▸ Collected material:

------------------------------------------------------------------------

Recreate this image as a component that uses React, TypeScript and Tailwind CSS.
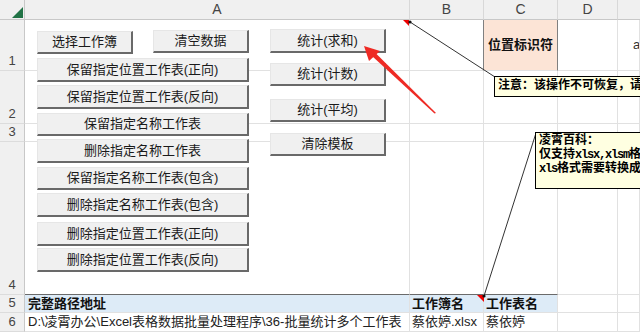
import React from 'react';

type Btn = { label: string; x: number; y: number; w: number; h: number };

const buttons: Btn[] = [
  { label: '选择工作簿', x: 37, y: 31, w: 96, h: 23 },
  { label: '清空数据', x: 153, y: 30, w: 96, h: 23 },
  { label: '保留指定位置工作表(正向)', x: 37, y: 58, w: 212, h: 24 },
  { label: '保留指定位置工作表(反向)', x: 37, y: 85, w: 212, h: 24 },
  { label: '保留指定名称工作表', x: 37, y: 113, w: 212, h: 23 },
  { label: '删除指定名称工作表', x: 37, y: 139, w: 212, h: 24 },
  { label: '保留指定名称工作表(包含)', x: 37, y: 167, w: 212, h: 23 },
  { label: '删除指定名称工作表(包含)', x: 37, y: 193, w: 212, h: 24 },
  { label: '删除指定位置工作表(正向)', x: 37, y: 222, w: 212, h: 24 },
  { label: '删除指定位置工作表(反向)', x: 37, y: 248, w: 212, h: 24 },
  { label: '统计(求和)', x: 270, y: 29, w: 116, h: 24 },
  { label: '统计(计数)', x: 270, y: 63, w: 116, h: 23 },
  { label: '统计(平均)', x: 270, y: 99, w: 116, h: 23 },
  { label: '清除模板', x: 270, y: 133, w: 116, h: 23 },
];

const cjk = "font-['Liberation_Sans','Noto_Sans_CJK_SC',sans-serif]";

const ColHead = ({ label, last }: { label: string; last?: boolean }) => (
  <div
    className={`flex items-center justify-center bg-[#f0f0f0] border-b border-[#c8c8c8] text-[14px] text-[#444] ${
      last ? '' : 'border-r border-r-[#d8d8d8]'
    }`}
  >
    {label}
  </div>
);

const RowHead = ({ label }: { label: string }) => (
  <div className="flex items-end justify-center pb-[1px] bg-[#f0f0f0] border-r border-r-[#c8c8c8] border-b border-b-[#dcdcdc] text-[13px] leading-[16px] text-[#444]">
    {label}
  </div>
);

const Cell = ({ className = '', children }: { className?: string; children?: React.ReactNode }) => (
  <div className={`border-r border-b border-[#e1e1e1] overflow-hidden whitespace-nowrap ${className}`}>{children}</div>
);

// half-width latin like SimSun inside comments
const Half = ({ children }: { children: React.ReactNode }) => (
  <span className="tracking-[-1.2px]">{children}</span>
);

export default function App() {
  return (
    <div className={`relative w-[640px] h-[332px] overflow-hidden bg-white ${cjk}`}>
      <div className="grid grid-cols-[25px_385px_74px_74px_60px_22px] grid-rows-[20px_51px_53px_18px_153px_18px_19px]">
        {/* header row */}
        <div className="relative bg-[#f0f0f0] border-r border-b border-[#c8c8c8]">
          <svg className="absolute left-0 top-0" width="25" height="20">
            <polygon points="23,7 23,18 12,18" fill="#217346" />
          </svg>
        </div>
        <ColHead label="A" />
        <ColHead label="B" />
        <ColHead label="C" />
        <ColHead label="D" />
        <ColHead label="" last />

        {/* row 1 */}
        <RowHead label="1" />
        <Cell />
        <Cell />
        <Cell className="flex items-center justify-center bg-[#fce4d6] border-l border-l-[#808080] border-r-[#808080] -ml-[1px] text-[13px] font-bold text-[#111]">
          位置标识符
        </Cell>
        <Cell />
        <Cell className="pl-[15px] flex items-center text-[13px] text-[#333]">a</Cell>

        {/* row 2 */}
        <RowHead label="2" />
        <Cell />
        <Cell />
        <Cell />
        <Cell />
        <Cell />

        {/* row 3 */}
        <RowHead label="3" />
        <Cell />
        <Cell />
        <Cell />
        <Cell />
        <Cell />

        {/* row 4 */}
        <RowHead label="4" />
        <Cell className="border-b-[#6a6a6a]" />
        <Cell className="border-b-[#6a6a6a]" />
        <Cell className="border-b-[#6a6a6a]" />
        <Cell />
        <Cell />

        {/* row 5 */}
        <RowHead label="5" />
        <Cell className="bg-[#ddebf7] border-[#6a6a6a] pl-[3px] flex items-center text-[13px] font-bold text-[#111]">
          完整路径地址
        </Cell>
        <Cell className="bg-[#ddebf7] border-[#6a6a6a] pl-[2px] flex items-center text-[13px] font-bold text-[#111]">
          工作簿名
        </Cell>
        <Cell className="bg-[#ddebf7] border-[#6a6a6a] pl-[2px] flex items-center text-[13px] font-bold text-[#111]">
          工作表名
        </Cell>
        <Cell />
        <Cell />

        {/* row 6 */}
        <RowHead label="6" />
        <Cell className="pl-[3px] flex items-center text-[13px] text-[#222]">
          D:\凌霄办公\Excel表格数据批量处理程序\36-批量统计多个工作表
        </Cell>
        <Cell className="pl-[2px] flex items-center text-[13px] text-[#222]">蔡依婷.xlsx</Cell>
        <Cell className="pl-[2px] flex items-center text-[13px] text-[#222]">蔡依婷</Cell>
        <Cell />
        <Cell />
      </div>

      {/* form buttons floating over the sheet */}
      {buttons.map((b) => (
        <div
          key={b.label}
          className="absolute flex items-center justify-center bg-[#f0f0f0] border-t border-l border-[#e6e6e6] border-r-2 border-b-2 border-r-[#696969] border-b-[#696969] text-[13px] text-[#1a1a1a] whitespace-nowrap"
          style={{ left: b.x, top: b.y, width: b.w, height: b.h }}
        >
          {b.label}
        </div>
      ))}

      {/* comment connectors, indicators and arrow */}
      <svg className="absolute left-0 top-0 pointer-events-none" width="640" height="332">
        <polygon points="403,20 409,20 409,26" fill="#e00" />
        <polygon points="477,295 484,295 484,302" fill="#e00" />
        <line x1="410" y1="22" x2="495" y2="77" stroke="#333" strokeWidth="1" />
        <circle cx="410" cy="22" r="1.6" fill="#111" />
        <line x1="536" y1="133" x2="484" y2="296" stroke="#333" strokeWidth="1" />
        <circle cx="484" cy="296" r="1.6" fill="#111" />
        <polygon points="436,113 434.5,113.5 372,56 375.5,53" fill="#ee2a24" />
        <polygon points="364,46 380,51 369,61" fill="#ee2a24" />
      </svg>

      <div className="absolute left-[494px] top-[76px] w-[160px] h-[21px] bg-[#ffffe1] border border-black pl-[3px] font-['Liberation_Mono','Noto_Sans_CJK_SC',monospace] font-bold text-[12px] leading-[19px] text-black whitespace-nowrap">
        注意：该操作不可恢复，请
      </div>
      <div className="absolute left-[535px] top-[132px] w-[120px] h-[57px] bg-[#ffffe1] border border-black pl-[3px] pt-[1px] font-['Liberation_Mono','Noto_Sans_CJK_SC',monospace] font-bold text-[12px] leading-[14px] text-black whitespace-nowrap">
        <div>凌霄百科：</div>
        <div>
          仅支持<Half>xlsx,xlsm</Half>格
        </div>
        <div>
          <Half>xls</Half>格式需要转换成
        </div>
      </div>
    </div>
  );
}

------------------------------------------------------------------------

Write the listing out a second time exactly, dropping all images.

Recreate this image as a component that uses React, TypeScript and Tailwind CSS.
import React from 'react';

type Btn = { label: string; x: number; y: number; w: number; h: number };

const buttons: Btn[] = [
  { label: '选择工作簿', x: 37, y: 31, w: 96, h: 23 },
  { label: '清空数据', x: 153, y: 30, w: 96, h: 23 },
  { label: '保留指定位置工作表(正向)', x: 37, y: 58, w: 212, h: 24 },
  { label: '保留指定位置工作表(反向)', x: 37, y: 85, w: 212, h: 24 },
  { label: '保留指定名称工作表', x: 37, y: 113, w: 212, h: 23 },
  { label: '删除指定名称工作表', x: 37, y: 139, w: 212, h: 24 },
  { label: '保留指定名称工作表(包含)', x: 37, y: 167, w: 212, h: 23 },
  { label: '删除指定名称工作表(包含)', x: 37, y: 193, w: 212, h: 24 },
  { label: '删除指定位置工作表(正向)', x: 37, y: 222, w: 212, h: 24 },
  { label: '删除指定位置工作表(反向)', x: 37, y: 248, w: 212, h: 24 },
  { label: '统计(求和)', x: 270, y: 29, w: 116, h: 24 },
  { label: '统计(计数)', x: 270, y: 63, w: 116, h: 23 },
  { label: '统计(平均)', x: 270, y: 99, w: 116, h: 23 },
  { label: '清除模板', x: 270, y: 133, w: 116, h: 23 },
];

const cjk = "font-['Liberation_Sans','Noto_Sans_CJK_SC',sans-serif]";

const ColHead = ({ label, last }: { label: string; last?: boolean }) => (
  <div
    className={`flex items-center justify-center bg-[#f0f0f0] border-b border-[#c8c8c8] text-[14px] text-[#444] ${
      last ? '' : 'border-r border-r-[#d8d8d8]'
    }`}
  >
    {label}
  </div>
);

const RowHead = ({ label }: { label: string }) => (
  <div className="flex items-end justify-center pb-[1px] bg-[#f0f0f0] border-r border-r-[#c8c8c8] border-b border-b-[#dcdcdc] text-[13px] leading-[16px] text-[#444]">
    {label}
  </div>
);

const Cell = ({ className = '', children }: { className?: string; children?: React.ReactNode }) => (
  <div className={`border-r border-b border-[#e1e1e1] overflow-hidden whitespace-nowrap ${className}`}>{children}</div>
);

// half-width latin like SimSun inside comments
const Half = ({ children }: { children: React.ReactNode }) => (
  <span className="tracking-[-1.2px]">{children}</span>
);

export default function App() {
  return (
    <div className={`relative w-[640px] h-[332px] overflow-hidden bg-white ${cjk}`}>
      <div className="grid grid-cols-[25px_385px_74px_74px_60px_22px] grid-rows-[20px_51px_53px_18px_153px_18px_19px]">
        {/* header row */}
        <div className="relative bg-[#f0f0f0] border-r border-b border-[#c8c8c8]">
          <svg className="absolute left-0 top-0" width="25" height="20">
            <polygon points="23,7 23,18 12,18" fill="#217346" />
          </svg>
        </div>
        <ColHead label="A" />
        <ColHead label="B" />
        <ColHead label="C" />
        <ColHead label="D" />
        <ColHead label="" last />

        {/* row 1 */}
        <RowHead label="1" />
        <Cell />
        <Cell />
        <Cell className="flex items-center justify-center bg-[#fce4d6] border-l border-l-[#808080] border-r-[#808080] -ml-[1px] text-[13px] font-bold text-[#111]">
          位置标识符
        </Cell>
        <Cell />
        <Cell className="pl-[15px] flex items-center text-[13px] text-[#333]">a</Cell>

        {/* row 2 */}
        <RowHead label="2" />
        <Cell />
        <Cell />
        <Cell />
        <Cell />
        <Cell />

        {/* row 3 */}
        <RowHead label="3" />
        <Cell />
        <Cell />
        <Cell />
        <Cell />
        <Cell />

        {/* row 4 */}
        <RowHead label="4" />
        <Cell className="border-b-[#6a6a6a]" />
        <Cell className="border-b-[#6a6a6a]" />
        <Cell className="border-b-[#6a6a6a]" />
        <Cell />
        <Cell />

        {/* row 5 */}
        <RowHead label="5" />
        <Cell className="bg-[#ddebf7] border-[#6a6a6a] pl-[3px] flex items-center text-[13px] font-bold text-[#111]">
          完整路径地址
        </Cell>
        <Cell className="bg-[#ddebf7] border-[#6a6a6a] pl-[2px] flex items-center text-[13px] font-bold text-[#111]">
          工作簿名
        </Cell>
        <Cell className="bg-[#ddebf7] border-[#6a6a6a] pl-[2px] flex items-center text-[13px] font-bold text-[#111]">
          工作表名
        </Cell>
        <Cell />
        <Cell />

        {/* row 6 */}
        <RowHead label="6" />
        <Cell className="pl-[3px] flex items-center text-[13px] text-[#222]">
          D:\凌霄办公\Excel表格数据批量处理程序\36-批量统计多个工作表
        </Cell>
        <Cell className="pl-[2px] flex items-center text-[13px] text-[#222]">蔡依婷.xlsx</Cell>
        <Cell className="pl-[2px] flex items-center text-[13px] text-[#222]">蔡依婷</Cell>
        <Cell />
        <Cell />
      </div>

      {/* form buttons floating over the sheet */}
      {buttons.map((b) => (
        <div
          key={b.label}
          className="absolute flex items-center justify-center bg-[#f0f0f0] border-t border-l border-[#e6e6e6] border-r-2 border-b-2 border-r-[#696969] border-b-[#696969] text-[13px] text-[#1a1a1a] whitespace-nowrap"
          style={{ left: b.x, top: b.y, width: b.w, height: b.h }}
        >
          {b.label}
        </div>
      ))}

      {/* comment connectors, indicators and arrow */}
      <svg className="absolute left-0 top-0 pointer-events-none" width="640" height="332">
        <polygon points="403,20 409,20 409,26" fill="#e00" />
        <polygon points="477,295 484,295 484,302" fill="#e00" />
        <line x1="410" y1="22" x2="495" y2="77" stroke="#333" strokeWidth="1" />
        <circle cx="410" cy="22" r="1.6" fill="#111" />
        <line x1="536" y1="133" x2="484" y2="296" stroke="#333" strokeWidth="1" />
        <circle cx="484" cy="296" r="1.6" fill="#111" />
        <polygon points="436,113 434.5,113.5 372,56 375.5,53" fill="#ee2a24" />
        <polygon points="364,46 380,51 369,61" fill="#ee2a24" />
      </svg>

      <div className="absolute left-[494px] top-[76px] w-[160px] h-[21px] bg-[#ffffe1] border border-black pl-[3px] font-['Liberation_Mono','Noto_Sans_CJK_SC',monospace] font-bold text-[12px] leading-[19px] text-black whitespace-nowrap">
        注意：该操作不可恢复，请
      </div>
      <div className="absolute left-[535px] top-[132px] w-[120px] h-[57px] bg-[#ffffe1] border border-black pl-[3px] pt-[1px] font-['Liberation_Mono','Noto_Sans_CJK_SC',monospace] font-bold text-[12px] leading-[14px] text-black whitespace-nowrap">
        <div>凌霄百科：</div>
        <div>
          仅支持<Half>xlsx,xlsm</Half>格
        </div>
        <div>
          <Half>xls</Half>格式需要转换成
        </div>
      </div>
    </div>
  );
}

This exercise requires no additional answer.